The second chocolate dessert we ordered was the Saigon Sunset, highlighted by airy pieces of chocolate gateau sponge cake, lace cookies, condensed milk custard, Baileys ganache and espresso. This was ordered by someone who doesn’t have much of a sweet tooth and who isn’t a huge fan of chocolate, nor of espresso. He couldn’t stop talking about it, or the fact that he could eat the flower garnish. I have to admit, I didn’t taste a lot of this dessert because, well, mine! But I did give it a little try, it was crazy good, and the plate showed evidence of a little molecular gastronomy happening back in the kitchen with some dessert caviar — the espresso, perhaps — on the plate. 

The final dessert, Life’s Best Lemons, was one of the best citrus desserts I’ve had, consisting of lemon drop sorbet, toasted marshmallow fluff, brown butter crumb, lemon curd, and lemon verbena. The plate was beautifully presented, and the dessert itself was bright and ideally suited for the dog days of summer.

While we were dining, we noticed others fully enjoying their experience at Blue Jay Bistro, chatting with the restaurant’s staff, taking photographs of the glorious space (and plates), smiling and laughing, and speaking to each other — friends and neighbors — about how wonderful it is to have such a great restaurant so close to home.

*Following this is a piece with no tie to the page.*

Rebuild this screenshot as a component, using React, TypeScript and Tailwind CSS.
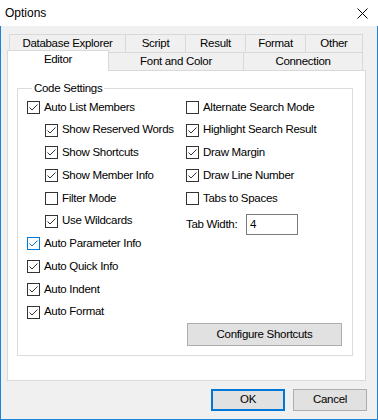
import React from "react";

const Box = ({ checked, blue }: { checked?: boolean; blue?: boolean }) => (
  <div
    className={
      "w-[13px] h-[13px] shrink-0 border bg-white flex items-center justify-center " +
      (blue ? "border-[#0078d7]" : "border-[#333333]")
    }
  >
    {checked && (
      <svg width="11" height="11" viewBox="0 0 11 11">
        <polyline
          points="1.5,5.5 4,8 9.5,2.5"
          fill="none"
          stroke={blue ? "#0078d7" : "#333333"}
          strokeWidth="1"
        />
      </svg>
    )}
  </div>
);

const Row = ({
  label,
  checked,
  indent,
  blue,
}: {
  label: string;
  checked?: boolean;
  indent?: boolean;
  blue?: boolean;
}) => (
  <div className={"flex items-center h-[22.75px] " + (indent ? "pl-[18px]" : "")}>
    <Box checked={checked} blue={blue} />
    <span className="ml-[4px] leading-none whitespace-nowrap">{label}</span>
  </div>
);

const Tab = ({ label, w, last }: { label: string; w: string; last?: boolean }) => (
  <div
    className={
      "h-[18px] border-t border-l border-[#d9d9d9] bg-[#f0f0f0] flex items-center justify-center leading-none " +
      w +
      (last ? " border-r" : "")
    }
  >
    {label}
  </div>
);

export default function App() {
  return (
    <div className="w-[378px] h-[420px] flex flex-col font-['Liberation_Sans',Arial,sans-serif] text-[11.5px] tracking-[-0.3px] text-black select-none">
      <div className="h-[26px] bg-white flex items-center justify-between pl-[5px] pr-[10px] shrink-0">
        <span className="leading-none text-[12px] tracking-normal">Options</span>
        <svg width="11" height="11" viewBox="0 0 11 11">
          <path d="M0.5 0.5 L10.5 10.5 M10.5 0.5 L0.5 10.5" stroke="#000" strokeWidth="1" />
        </svg>
      </div>
      <div className="flex-1 bg-[#f0f0f0] border-x border-b border-[#1883d7] flex flex-col pt-[8px]">
        <div className="flex ml-[8px]">
          <Tab label="Database Explorer" w="w-[116px]" />
          <Tab label="Script" w="w-[60px]" />
          <Tab label="Result" w="w-[60px]" />
          <Tab label="Format" w="w-[60px]" />
          <Tab label="Other" w="w-[58px]" last />
        </div>
        <div className="flex ml-[6px] h-[18px] items-start">
          <div className="relative z-10 -mt-[2px] h-[21px] w-[102px] bg-white border-x border-t border-[#d9d9d9] flex items-center justify-center leading-none pb-[2px]">
            Editor
          </div>
          <div className="h-[18px] w-[135px] border-t border-r border-[#d9d9d9] bg-[#f0f0f0] flex items-center justify-center leading-none">
            Font and Color
          </div>
          <div className="h-[18px] w-[119px] border-t border-r border-[#d9d9d9] bg-[#f0f0f0] flex items-center justify-center leading-none">
            Connection
          </div>
        </div>
        <div className="ml-[6px] w-[359px] h-[311px] bg-white border border-[#d9d9d9] pt-[10px] pl-[9px]">
          <fieldset className="w-[336px] border border-[#dcdcdc] pl-[9px] pb-[9px] pr-[9px]">
            <legend className="ml-[5px] px-[2px] leading-[14px]">Code Settings</legend>
            <div className="flex h-[251px] pt-[1px]">
              <div className="w-[159px] flex flex-col">
                <Row label="Auto List Members" checked />
                <Row label="Show Reserved Words" checked indent />
                <Row label="Show Shortcuts" checked indent />
                <Row label="Show Member Info" checked indent />
                <Row label="Filter Mode" indent />
                <Row label="Use Wildcards" checked indent />
                <Row label="Auto Parameter Info" checked blue />
                <Row label="Auto Quick Info" checked />
                <Row label="Auto Indent" checked />
                <Row label="Auto Format" checked />
              </div>
              <div className="flex-1 flex flex-col">
                <Row label="Alternate Search Mode" />
                <Row label="Highlight Search Result" checked />
                <Row label="Draw Margin" checked />
                <Row label="Draw Line Number" checked />
                <Row label="Tabs to Spaces" />
                <div className="flex items-center mt-[4px]">
                  <span className="leading-none w-[60px]">Tab Width:</span>
                  <div className="w-[52px] h-[21px] border border-[#7a7a7a] bg-white flex items-center pl-[3px] leading-none">
                    4
                  </div>
                </div>
                <div className="mt-auto ml-[1px] w-[155px] h-[23px] bg-[#e1e1e1] border border-[#adadad] flex items-center justify-center leading-none">
                  Configure Shortcuts
                </div>
              </div>
            </div>
          </fieldset>
        </div>
        <div className="flex justify-end gap-[8px] pr-[10px] mt-[8px]">
          <div className="w-[74px] h-[22px] bg-[#e1e1e1] border-2 border-[#0078d7] flex items-center justify-center leading-none">
            OK
          </div>
          <div className="w-[74px] h-[22px] bg-[#e1e1e1] border border-[#adadad] flex items-center justify-center leading-none">
            Cancel
          </div>
        </div>
      </div>
    </div>
  );
}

I couldn’t agree more and look forward to returning often (reservations required), especially to see what new offerings will be on the menu as seasonal changes are made.

To make a reservation at Blue Jay Bistro, visit bluejaybistro.com or opentable.com. The restaurant, at 141 S. Main St., Littleton, is open Wednesday-Thursday, 5-9 p.m. and Friday-Saturday 4-11 p.m.

If you’re lucky enough to have Tyler as your waiter, be sure to write a little note on your dinner check as you’re leaving. It genuinely makes him smile.